L'inquiétude est d'autant plus forte que le second degré fait face à une hausse démographique importante. Selon les estimations du ministère (1), les effectifs devraient augmenter de 40 000 élèves en 2019. L'équation est vite résolue : «Il risque bien sûr d'y avoir des classes surchargées. Même s'il y a un rééquilibrage avec la réforme des lycées, elle ne jouera que sur les premières et terminales. Les secondes sont déjà 36 par classe dans trois quarts des cas. On sait aussi que le collège est aussi le maillon le plus touché en ce moment par la montée démographique. On ne peut pas y arriver comme ça», déplore la responsable du Snes-FSU.

En outre, ces coupes vont intervenir dans un contexte déjà tendu de réforme du lycée général et technologique, mais aussi de la voie professionnelle. «Aborder des réformes comme celle du lycée ou de la voie professionnelle où se pose la question de besoins supplémentaires pour les établissements pour proposer par exemple différentes combinaisons de spécialités, avec des moyens moindres, c'est un problème», s'inquiète Frédéric Marchand, secrétaire général de l'Unsa éducation, première fédération des métiers de l'éducation qui regroupe vingt-deux syndicats. Une mise en œuvre qui ne sera pas facilitée non plus du côté du personnel administratif.

Le pouvoir d’achat pour faire passer la pilule ?
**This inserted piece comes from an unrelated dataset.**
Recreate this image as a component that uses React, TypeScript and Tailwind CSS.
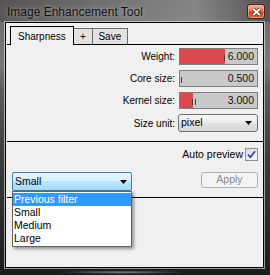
import React from "react";

const font = "font-['Liberation_Sans',Arial,sans-serif]";

function Arrow() {
  return (
    <svg width="7" height="4" viewBox="0 0 7 4" className="shrink-0">
      <path d="M0 0H7L3.5 4Z" fill="#000" />
    </svg>
  );
}

interface SliderProps {
  fill: number;
  ticks: number[];
  value: string;
}

function SliderBox({ fill, ticks, value }: SliderProps) {
  return (
    <div className="relative ml-px flex h-[17px] w-[79px] items-center justify-end border border-[#7f7f7f] bg-[#c9c9c9] pr-[3px]">
      {fill > 0 && <div className="absolute bottom-0 left-0 top-0 bg-[#dc4850]" style={{ width: fill }} />}
      {ticks.map((t) => (
        <div key={t} className="absolute top-[6px] h-[6px] w-px bg-[#4a3a3a]" style={{ left: t }} />
      ))}
      <span className="relative text-[10.5px] leading-none text-[#111]">{value}</span>
    </div>
  );
}

export default function App() {
  const options = ["Previous filter", "Small", "Medium", "Large"];

  return (
    <div className={`${font} relative h-[275px] w-[270px] overflow-hidden bg-[linear-gradient(180deg,#6b6868_0%,#7a7878_24%,#5c5c5c_32%,#3a3a3a_60%,#1c1c1c_100%)]`}>
      {/* Title bar */}
      <div className="flex h-[22px] bg-[linear-gradient(90deg,rgba(50,45,45,0.35)_0%,rgba(255,255,255,0.08)_45%,rgba(255,255,255,0.18)_72%,rgba(40,40,40,0.35)_100%)]">
        <span className="ml-[7px] mt-[5px] text-[12px] leading-[14px] text-[#141414] [text-shadow:0_0_5px_rgba(255,255,255,0.55)]">
          Image Enhancement Tool
        </span>
        <div className="ml-auto mr-[5px] mt-[4px] flex h-[15px] w-[18px] items-center justify-center rounded-[3px] border border-[#4a2318] bg-[linear-gradient(180deg,#eeb09a_0%,#dc7a60_45%,#c8431f_55%,#d8683f_100%)] shadow-[inset_0_0_0_1px_rgba(255,220,200,0.45)]">
          <svg width="9" height="8" viewBox="0 0 9 8">
            <path d="M1.2 1L7.8 7M7.8 1L1.2 7" stroke="#5a2a1e" strokeWidth="3.2" />
            <path d="M1.2 1L7.8 7M7.8 1L1.2 7" stroke="#fff" strokeWidth="1.7" />
          </svg>
        </div>
      </div>

      {/* Client area */}
      <div className="ml-[5px] flex h-[246px] w-[259px] flex-col border border-black bg-[#f0f0f0] shadow-[0_0_0_1px_rgba(255,255,255,0.55)]">
        {/* Tabs */}
        <div className="ml-px mt-[3px] flex h-[19px] items-end border-b border-black">
          <div className="-mb-px ml-[3px] flex h-[19px] items-center border border-b-0 border-black bg-[#f0f0f0] px-[7px] text-[10px] text-black">
            Sharpness
          </div>
          <div className="flex h-[16px] w-[19px] items-center justify-center border border-l-0 border-b-0 border-[#6a6a6a] bg-[#e2e2e2] text-[10px] text-black">
            +
          </div>
          <div className="flex h-[16px] w-[35px] items-center justify-center border border-l-0 border-b-0 border-[#6a6a6a] bg-[#e2e2e2] text-[10px] text-black">
            Save
          </div>
        </div>

        {/* Parameters */}
        <div className="grid grid-cols-[1fr_80px] items-center gap-x-[3px] gap-y-[5px] pr-[5px] pt-[3px] text-[10px] text-black">
          <span className="text-right">Weight:</span>
          <SliderBox fill={45} ticks={[44]} value="6.000" />
          <span className="text-right">Core size:</span>
          <SliderBox fill={0} ticks={[1]} value="0.500" />
          <span className="text-right">Kernel size:</span>
          <SliderBox fill={13} ticks={[12, 15]} value="3.000" />
          <span className="text-right">Size unit:</span>
          <div className="flex h-[18px] items-center justify-between rounded-[3px] border border-[#707070] bg-[linear-gradient(180deg,#f7f7f7_0%,#ececec_50%,#e1e1e1_51%,#d8d8d8_100%)] pl-[2px] pr-[5px] text-[10.5px]">
            <span>pixel</span>
            <Arrow />
          </div>
        </div>

        <div className="ml-px mt-[9px] h-px bg-black" />

        {/* Auto preview */}
        <div className="mt-[6px] flex h-[13px] items-center justify-end gap-[2px] pr-[5px] leading-none">
          <span className="text-[10.5px] text-black">Auto preview</span>
          <div className="flex h-[13px] w-[13px] items-center justify-center border border-[#8e8f8f] bg-[linear-gradient(135deg,#d8dee6_0%,#f4f6f9_100%)]">
            <svg width="9" height="9" viewBox="0 0 9 9">
              <path d="M1 4.6L3.4 7.2L8 1.2" fill="none" stroke="#2b46a8" strokeWidth="1.7" />
            </svg>
          </div>
        </div>

        {/* Preset + Apply */}
        <div className="mt-[11px] flex items-start justify-between pl-[6px] pr-[5px]">
          <div className="relative">
            <div className="flex h-[19px] w-[120px] items-center justify-between rounded-[2px] border border-[#3c7fb1] bg-[linear-gradient(180deg,#eaf6fd_0%,#d9f0fc_45%,#bee6fd_50%,#a7d9f5_100%)] pl-[2px] pr-[4px] text-[10.5px] text-black">
              <span>Small</span>
              <Arrow />
            </div>
            <div className="absolute left-0 top-full z-10 w-[120px] border border-[#646464] bg-white py-px shadow-[2px_2px_3px_rgba(0,0,0,0.4)]">
              {options.map((o, i) => (
                <div
                  key={o}
                  className={`h-[13px] pl-px text-[10.5px] leading-[13px] ${i === 0 ? "bg-[#3399ff] text-white" : "text-black"}`}
                >
                  {o}
                </div>
              ))}
            </div>
          </div>
          <div className="flex h-[16px] w-[57px] items-center justify-center rounded-[3px] border border-[#adb2b5] bg-[#f4f4f4] text-[10.5px] text-[#8a8a8a]">
            Apply
          </div>
        </div>

        <div className="ml-px mt-[6px] h-px bg-black" />
      </div>

      {/* Bottom frame highlight */}
      <div className="h-[7px] bg-[radial-gradient(ellipse_at_45%_60%,rgba(190,215,240,0.55)_0%,transparent_30%)]" />
    </div>
  );
}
Afin de faire passer au mieux la pilule, le ministre a assuré que le volume d'enseignement sera maintenu grâce au recours aux heures supplémentaires, exonérées de cotisations salariales, «donc plus rémunératrices pour les professeurs». Alors qu'actuellement, une heure supplémentaire peut être imposée aux enseignants, il compte aussi faire monter ce chiffre à deux. Frédérique Rolet : «On est de retour à l'ère Sarkozy où on nous supprimait des postes en nous disant de "travailler plus pour gagner plus". C'est un retour en arrière.» De 2010 à 2012, Jean-Michel Blanquer, alors directeur général de l'enseignement scolaire (Dgesco), avait d'ailleurs appliqué la politique du président Sarkozy qui s'était traduite par la perte de 80 000 postes en cinq ans.

«Ça va crisper les collègues. On ressort régulièrement les heures supplémentaires comme une solution au pouvoir d'achat et aux suppressions de postes, mais ça ne suffira pas», lance Frédéric Marchand. Sa consœur du Snes-FSU abonde : «En raison du manque de postes, on est déjà quasi à une moyenne de deux heures supplémentaires par professeur. On ne va donc pas pouvoir augmenter les heures supplémentaires de façon expansive. De plus, si quelqu'un fait des heures sup dans une discipline, ce n'est pas forcément celle qui manquera de moyens.» Sur le papier, l'enjeu serait de revaloriser le pouvoir d'achat des profs et de rendre la profession plus attractive. Une solution inadaptée pour Frédérique Rolet : «Revaloriser une profession, ce n'est pas ça, c'est augmenter les rémunérations pour tout le monde.»

(1) Estimations réalisées via la Direction de l'évaluation, de la prospective et de la performance (Depp) et publiées en mars 2018.